FROM gcr.io/distroless/static-debian12
COPY --from=build /app /app
ENTRYPOINT ["/app"]
I’ve watched a single base-image swap drop a report from 300+ CVEs to a dozen. That’s not cheating the scanner — it’s genuinely reducing attack surface.
Triage: not every CRITICAL is critical to you
A CVE’s CVSS score describes the vulnerability in the abstract. Whether it matters to you depends on context the scanner doesn’t have:
- Is the vulnerable code path reachable? A CVE in a library you import but never call is real, but it’s not urgent.
- Is it network-exposed? A flaw in a parser that touches untrusted input is a different priority than one in a build-time tool.
- Is there a fix? Unfixable CVEs go to a watchlist, not the top of the queue.
- What’s the deployment context? An internet-facing API and an internal batch job with the same CVE warrant different urgency.
This contextual judgment is exactly what turns a wall of red into a plan — and exactly where most teams stall.
Using AI to triage the report
Here’s where AI earns its place. It can’t decide your risk tolerance, but it’s excellent at structuring a giant report into the dimensions above so a human can decide fast.
I export the scan as JSON and prompt:
“Here is a Trivy JSON report for a production container image. Group the findings by package, and for each high/critical CVE tell me: whether a fixed version exists, the simplest remediation (base image bump, package upgrade, or rebuild), and whether the vulnerable component is likely reachable for a typical web API. Produce a prioritized action list, fixable-first. Don’t invent CVE details not in the report.”

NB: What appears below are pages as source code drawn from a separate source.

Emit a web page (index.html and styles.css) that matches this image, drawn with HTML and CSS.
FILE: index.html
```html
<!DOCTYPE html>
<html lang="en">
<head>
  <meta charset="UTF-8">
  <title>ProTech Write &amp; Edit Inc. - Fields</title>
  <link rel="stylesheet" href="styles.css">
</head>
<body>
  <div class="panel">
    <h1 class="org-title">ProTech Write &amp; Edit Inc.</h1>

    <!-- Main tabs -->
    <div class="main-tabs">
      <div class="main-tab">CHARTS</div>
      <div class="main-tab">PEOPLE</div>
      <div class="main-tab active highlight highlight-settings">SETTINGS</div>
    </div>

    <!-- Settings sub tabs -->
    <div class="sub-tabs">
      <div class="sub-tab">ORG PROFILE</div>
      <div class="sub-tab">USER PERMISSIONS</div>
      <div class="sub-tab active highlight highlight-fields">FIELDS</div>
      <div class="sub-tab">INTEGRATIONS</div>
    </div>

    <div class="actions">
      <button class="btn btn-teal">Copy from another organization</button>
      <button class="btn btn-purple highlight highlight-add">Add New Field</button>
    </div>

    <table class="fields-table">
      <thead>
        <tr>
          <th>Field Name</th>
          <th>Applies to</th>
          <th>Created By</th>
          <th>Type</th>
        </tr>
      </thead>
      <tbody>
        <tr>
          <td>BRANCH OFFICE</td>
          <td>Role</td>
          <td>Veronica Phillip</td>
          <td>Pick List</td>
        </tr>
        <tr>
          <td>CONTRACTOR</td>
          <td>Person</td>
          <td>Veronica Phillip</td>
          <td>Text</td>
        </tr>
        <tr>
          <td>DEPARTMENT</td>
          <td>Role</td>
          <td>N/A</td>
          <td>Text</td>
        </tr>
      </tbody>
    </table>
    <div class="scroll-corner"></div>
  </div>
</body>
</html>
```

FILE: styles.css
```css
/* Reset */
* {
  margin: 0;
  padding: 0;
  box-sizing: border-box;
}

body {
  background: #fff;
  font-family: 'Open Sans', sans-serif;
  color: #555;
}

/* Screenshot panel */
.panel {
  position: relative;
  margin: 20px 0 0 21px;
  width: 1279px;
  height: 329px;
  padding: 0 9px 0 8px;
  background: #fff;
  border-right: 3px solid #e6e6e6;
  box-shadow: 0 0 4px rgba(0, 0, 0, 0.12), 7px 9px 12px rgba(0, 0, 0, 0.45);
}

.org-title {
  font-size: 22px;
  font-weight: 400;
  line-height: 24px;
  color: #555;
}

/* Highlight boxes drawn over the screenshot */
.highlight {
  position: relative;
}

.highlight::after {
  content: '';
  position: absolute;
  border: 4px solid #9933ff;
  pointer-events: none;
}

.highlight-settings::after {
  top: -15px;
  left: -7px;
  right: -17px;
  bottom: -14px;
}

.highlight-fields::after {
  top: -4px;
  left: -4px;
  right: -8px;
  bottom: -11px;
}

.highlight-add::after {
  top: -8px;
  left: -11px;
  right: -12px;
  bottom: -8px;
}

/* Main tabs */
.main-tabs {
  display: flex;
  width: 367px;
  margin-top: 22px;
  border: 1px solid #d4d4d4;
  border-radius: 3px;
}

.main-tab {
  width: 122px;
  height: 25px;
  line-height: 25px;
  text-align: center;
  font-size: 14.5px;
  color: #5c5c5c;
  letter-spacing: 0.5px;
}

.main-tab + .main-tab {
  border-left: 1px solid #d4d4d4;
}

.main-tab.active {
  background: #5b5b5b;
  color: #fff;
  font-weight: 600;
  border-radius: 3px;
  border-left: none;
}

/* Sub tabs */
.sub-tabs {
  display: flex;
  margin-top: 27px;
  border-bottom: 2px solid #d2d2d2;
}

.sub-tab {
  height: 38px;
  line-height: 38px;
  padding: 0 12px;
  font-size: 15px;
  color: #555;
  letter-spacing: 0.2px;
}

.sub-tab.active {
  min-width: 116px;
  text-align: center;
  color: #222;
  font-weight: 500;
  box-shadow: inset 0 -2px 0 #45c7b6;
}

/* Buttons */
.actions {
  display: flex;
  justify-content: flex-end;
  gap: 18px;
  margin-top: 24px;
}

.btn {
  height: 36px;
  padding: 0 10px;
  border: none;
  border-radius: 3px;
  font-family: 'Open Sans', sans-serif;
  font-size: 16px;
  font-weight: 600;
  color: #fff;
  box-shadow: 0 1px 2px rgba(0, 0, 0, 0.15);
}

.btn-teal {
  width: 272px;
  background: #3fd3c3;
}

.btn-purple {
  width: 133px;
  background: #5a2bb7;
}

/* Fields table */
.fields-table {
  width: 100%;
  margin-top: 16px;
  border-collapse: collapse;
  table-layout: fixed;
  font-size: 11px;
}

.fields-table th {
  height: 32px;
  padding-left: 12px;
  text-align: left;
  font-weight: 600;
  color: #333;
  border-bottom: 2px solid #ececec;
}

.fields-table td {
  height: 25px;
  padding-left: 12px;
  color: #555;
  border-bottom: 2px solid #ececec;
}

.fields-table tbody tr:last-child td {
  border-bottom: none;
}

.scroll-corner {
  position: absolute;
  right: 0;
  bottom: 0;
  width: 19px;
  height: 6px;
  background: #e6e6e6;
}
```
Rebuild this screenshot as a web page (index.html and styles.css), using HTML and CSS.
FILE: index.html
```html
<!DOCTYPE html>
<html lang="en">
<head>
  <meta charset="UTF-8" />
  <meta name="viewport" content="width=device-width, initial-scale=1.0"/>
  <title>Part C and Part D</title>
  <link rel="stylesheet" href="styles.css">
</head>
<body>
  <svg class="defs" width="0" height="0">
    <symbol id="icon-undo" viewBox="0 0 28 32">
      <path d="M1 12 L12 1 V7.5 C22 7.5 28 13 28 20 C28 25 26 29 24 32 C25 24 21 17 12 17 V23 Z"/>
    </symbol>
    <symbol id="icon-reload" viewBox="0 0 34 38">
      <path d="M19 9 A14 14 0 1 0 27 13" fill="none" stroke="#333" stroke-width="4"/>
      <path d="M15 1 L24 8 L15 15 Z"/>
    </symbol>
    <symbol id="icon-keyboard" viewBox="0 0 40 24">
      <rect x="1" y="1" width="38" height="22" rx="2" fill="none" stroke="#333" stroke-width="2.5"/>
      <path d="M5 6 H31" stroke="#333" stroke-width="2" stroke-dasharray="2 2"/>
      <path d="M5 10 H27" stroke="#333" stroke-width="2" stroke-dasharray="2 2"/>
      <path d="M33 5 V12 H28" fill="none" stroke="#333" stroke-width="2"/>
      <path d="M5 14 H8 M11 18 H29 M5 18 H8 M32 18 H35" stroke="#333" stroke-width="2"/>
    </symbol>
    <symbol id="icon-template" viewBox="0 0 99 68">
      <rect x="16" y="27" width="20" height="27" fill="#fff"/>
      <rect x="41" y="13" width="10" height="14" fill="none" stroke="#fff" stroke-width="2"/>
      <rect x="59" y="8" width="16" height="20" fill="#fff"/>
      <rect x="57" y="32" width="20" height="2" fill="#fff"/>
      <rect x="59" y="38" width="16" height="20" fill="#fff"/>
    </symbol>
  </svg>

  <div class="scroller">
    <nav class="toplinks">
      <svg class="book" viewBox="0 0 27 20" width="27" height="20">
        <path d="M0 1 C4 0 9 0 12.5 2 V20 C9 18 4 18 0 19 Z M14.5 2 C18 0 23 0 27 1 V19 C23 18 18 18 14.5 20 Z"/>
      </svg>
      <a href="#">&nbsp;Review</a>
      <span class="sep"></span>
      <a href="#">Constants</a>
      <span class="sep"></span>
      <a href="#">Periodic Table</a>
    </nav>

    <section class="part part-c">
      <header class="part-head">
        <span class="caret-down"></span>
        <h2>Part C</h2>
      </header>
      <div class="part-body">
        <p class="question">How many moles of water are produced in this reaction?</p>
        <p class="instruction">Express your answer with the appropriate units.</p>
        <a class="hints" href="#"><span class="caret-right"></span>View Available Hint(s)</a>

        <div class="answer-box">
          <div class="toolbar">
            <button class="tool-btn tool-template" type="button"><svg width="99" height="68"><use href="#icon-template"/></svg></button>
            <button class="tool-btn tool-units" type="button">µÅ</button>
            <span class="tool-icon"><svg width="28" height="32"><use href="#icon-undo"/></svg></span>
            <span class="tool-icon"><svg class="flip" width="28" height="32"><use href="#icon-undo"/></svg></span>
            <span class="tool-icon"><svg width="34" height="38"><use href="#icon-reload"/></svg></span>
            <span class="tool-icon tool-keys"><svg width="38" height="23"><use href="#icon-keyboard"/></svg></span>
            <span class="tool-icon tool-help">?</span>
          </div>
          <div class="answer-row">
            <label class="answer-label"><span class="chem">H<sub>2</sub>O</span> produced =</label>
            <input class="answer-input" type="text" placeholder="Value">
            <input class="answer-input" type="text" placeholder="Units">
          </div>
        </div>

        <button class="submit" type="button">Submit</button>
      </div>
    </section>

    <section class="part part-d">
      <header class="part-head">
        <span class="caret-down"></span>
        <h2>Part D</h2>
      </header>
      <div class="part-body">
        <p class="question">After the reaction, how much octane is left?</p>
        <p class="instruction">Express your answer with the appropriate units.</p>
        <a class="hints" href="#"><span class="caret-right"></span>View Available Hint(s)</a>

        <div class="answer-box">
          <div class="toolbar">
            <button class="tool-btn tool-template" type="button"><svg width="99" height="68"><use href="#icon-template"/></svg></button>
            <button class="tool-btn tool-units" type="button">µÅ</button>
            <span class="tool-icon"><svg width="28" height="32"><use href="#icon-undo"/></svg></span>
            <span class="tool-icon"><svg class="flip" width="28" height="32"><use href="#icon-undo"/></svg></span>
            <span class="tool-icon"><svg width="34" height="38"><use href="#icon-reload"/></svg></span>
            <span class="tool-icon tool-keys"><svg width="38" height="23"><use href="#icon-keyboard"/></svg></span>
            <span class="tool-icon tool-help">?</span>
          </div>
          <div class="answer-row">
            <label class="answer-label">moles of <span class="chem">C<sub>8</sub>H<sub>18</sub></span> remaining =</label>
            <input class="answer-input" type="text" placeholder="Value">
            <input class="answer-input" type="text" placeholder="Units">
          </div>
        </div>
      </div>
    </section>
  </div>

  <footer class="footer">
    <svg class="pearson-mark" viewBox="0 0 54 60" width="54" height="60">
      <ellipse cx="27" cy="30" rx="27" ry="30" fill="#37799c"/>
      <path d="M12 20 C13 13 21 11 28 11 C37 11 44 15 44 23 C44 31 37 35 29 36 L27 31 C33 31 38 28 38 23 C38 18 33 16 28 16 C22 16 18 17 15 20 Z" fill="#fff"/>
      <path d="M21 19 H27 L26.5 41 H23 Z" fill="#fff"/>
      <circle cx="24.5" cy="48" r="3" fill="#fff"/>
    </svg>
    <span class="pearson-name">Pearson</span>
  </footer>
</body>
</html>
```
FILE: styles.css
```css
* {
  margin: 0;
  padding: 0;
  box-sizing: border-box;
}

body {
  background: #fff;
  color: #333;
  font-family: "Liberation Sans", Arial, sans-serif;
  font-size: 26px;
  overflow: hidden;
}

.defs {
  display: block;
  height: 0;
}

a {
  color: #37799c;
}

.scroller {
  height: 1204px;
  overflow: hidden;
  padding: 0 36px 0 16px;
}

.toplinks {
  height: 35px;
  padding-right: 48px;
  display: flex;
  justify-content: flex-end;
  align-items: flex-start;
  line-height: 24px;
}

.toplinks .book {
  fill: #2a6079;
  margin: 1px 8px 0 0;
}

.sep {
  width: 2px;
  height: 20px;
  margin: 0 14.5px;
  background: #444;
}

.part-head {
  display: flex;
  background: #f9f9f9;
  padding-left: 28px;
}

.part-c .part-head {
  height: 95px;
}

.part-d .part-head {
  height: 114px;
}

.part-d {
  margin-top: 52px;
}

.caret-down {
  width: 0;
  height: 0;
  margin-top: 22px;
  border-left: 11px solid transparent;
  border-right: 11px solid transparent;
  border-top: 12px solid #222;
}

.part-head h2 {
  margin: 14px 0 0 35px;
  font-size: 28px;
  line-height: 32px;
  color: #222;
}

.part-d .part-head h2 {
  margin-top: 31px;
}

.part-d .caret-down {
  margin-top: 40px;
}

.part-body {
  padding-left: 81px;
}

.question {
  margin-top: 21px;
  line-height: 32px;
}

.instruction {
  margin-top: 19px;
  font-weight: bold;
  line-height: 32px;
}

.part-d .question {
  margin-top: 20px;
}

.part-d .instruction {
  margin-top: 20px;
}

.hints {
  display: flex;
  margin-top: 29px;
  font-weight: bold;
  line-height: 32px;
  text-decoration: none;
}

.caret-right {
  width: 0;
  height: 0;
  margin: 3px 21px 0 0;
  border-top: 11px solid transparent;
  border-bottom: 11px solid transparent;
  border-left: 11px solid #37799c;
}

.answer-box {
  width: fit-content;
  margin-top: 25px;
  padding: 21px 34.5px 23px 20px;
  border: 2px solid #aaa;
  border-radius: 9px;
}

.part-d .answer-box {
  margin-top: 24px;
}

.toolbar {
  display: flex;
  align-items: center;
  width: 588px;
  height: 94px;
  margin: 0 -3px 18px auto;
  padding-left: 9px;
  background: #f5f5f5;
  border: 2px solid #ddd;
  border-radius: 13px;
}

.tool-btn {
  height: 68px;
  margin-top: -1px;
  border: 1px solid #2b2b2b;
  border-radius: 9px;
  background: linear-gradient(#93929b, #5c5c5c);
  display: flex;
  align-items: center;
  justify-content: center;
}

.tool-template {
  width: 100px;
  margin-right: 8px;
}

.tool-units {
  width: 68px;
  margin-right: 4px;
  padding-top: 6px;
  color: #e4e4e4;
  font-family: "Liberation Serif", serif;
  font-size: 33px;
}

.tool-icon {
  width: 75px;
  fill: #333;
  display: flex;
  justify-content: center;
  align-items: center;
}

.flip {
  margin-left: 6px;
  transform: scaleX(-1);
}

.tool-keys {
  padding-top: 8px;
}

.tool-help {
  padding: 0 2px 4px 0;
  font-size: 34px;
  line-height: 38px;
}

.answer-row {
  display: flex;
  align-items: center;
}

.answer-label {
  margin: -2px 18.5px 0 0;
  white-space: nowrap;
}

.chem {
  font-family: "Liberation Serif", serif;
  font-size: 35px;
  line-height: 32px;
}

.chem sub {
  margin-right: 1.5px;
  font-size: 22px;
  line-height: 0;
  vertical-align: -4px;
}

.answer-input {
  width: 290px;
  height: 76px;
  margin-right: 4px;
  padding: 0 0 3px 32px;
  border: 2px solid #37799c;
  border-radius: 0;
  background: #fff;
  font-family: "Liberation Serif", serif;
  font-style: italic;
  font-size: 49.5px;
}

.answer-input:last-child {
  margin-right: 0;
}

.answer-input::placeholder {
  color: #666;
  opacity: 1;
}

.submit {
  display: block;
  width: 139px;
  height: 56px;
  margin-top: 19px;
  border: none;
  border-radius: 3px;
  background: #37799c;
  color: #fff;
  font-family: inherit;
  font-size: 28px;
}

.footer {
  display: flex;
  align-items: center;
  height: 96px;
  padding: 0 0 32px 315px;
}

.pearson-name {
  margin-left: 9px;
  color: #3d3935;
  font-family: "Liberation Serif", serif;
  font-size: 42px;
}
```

That last clause matters — models will confidently fabricate CVE specifics if you let them, so anchor it to the report data and verify anything load-bearing against the official advisory.
What comes back is the thing the raw report never gives you: an ordered list. “Bump the base image to 12.5 — fixes 40 of these. Upgrade libxml2 — fixes the reachable one. The rest are unfixable, watchlist them.” That’s a morning’s work instead of a paralyzed week.
You can keep this triage prompt with your other security hardening prompts so the whole team triages consistently rather than each person re-deriving priorities.
Gate the pipeline, but gate it sanely
Once you understand your images, enforce a policy in CI. The trick is gating on what’s actionable:
# Block only fixable high/critical CVEs — don't block on the unfixable
trivy image --severity HIGH,CRITICAL --ignore-unfixed \
--exit-code 1 myorg/api:${TAG}
A gate that blocks on unfixable CVEs trains engineers to bypass the gate. A gate that blocks only on things they can actually fix gets respected. For the broader pipeline-side controls this fits into, our Code Review tool and a CI scan step cover complementary ground — code review for the Dockerfile, scanning for the resulting image.
Don’t forget runtime
Scanning catches known CVEs in your image. It doesn’t catch a container that’s been compromised at runtime. Pair scanning with basics: run as non-root, drop Linux capabilities, mount root filesystems read-only, and don’t bake secrets into layers.
USER 10001
# at runtime: --read-only --cap-drop=ALL
The short version
Scan early and continuously, but cut the noise at the source with minimal base images and multi-stage builds. Filter to fixable high/critical findings so your queue is actionable. Use AI to turn a sprawling JSON report into a prioritized, fixable-first action list — anchored to real report data, verified against advisories. Then gate CI on what engineers can actually fix, and harden the runtime so a clean scan isn’t your only defense.
AI-generated CVE triage is assistive, not authoritative. Always verify severity and remediation against the official advisory before acting on a production image.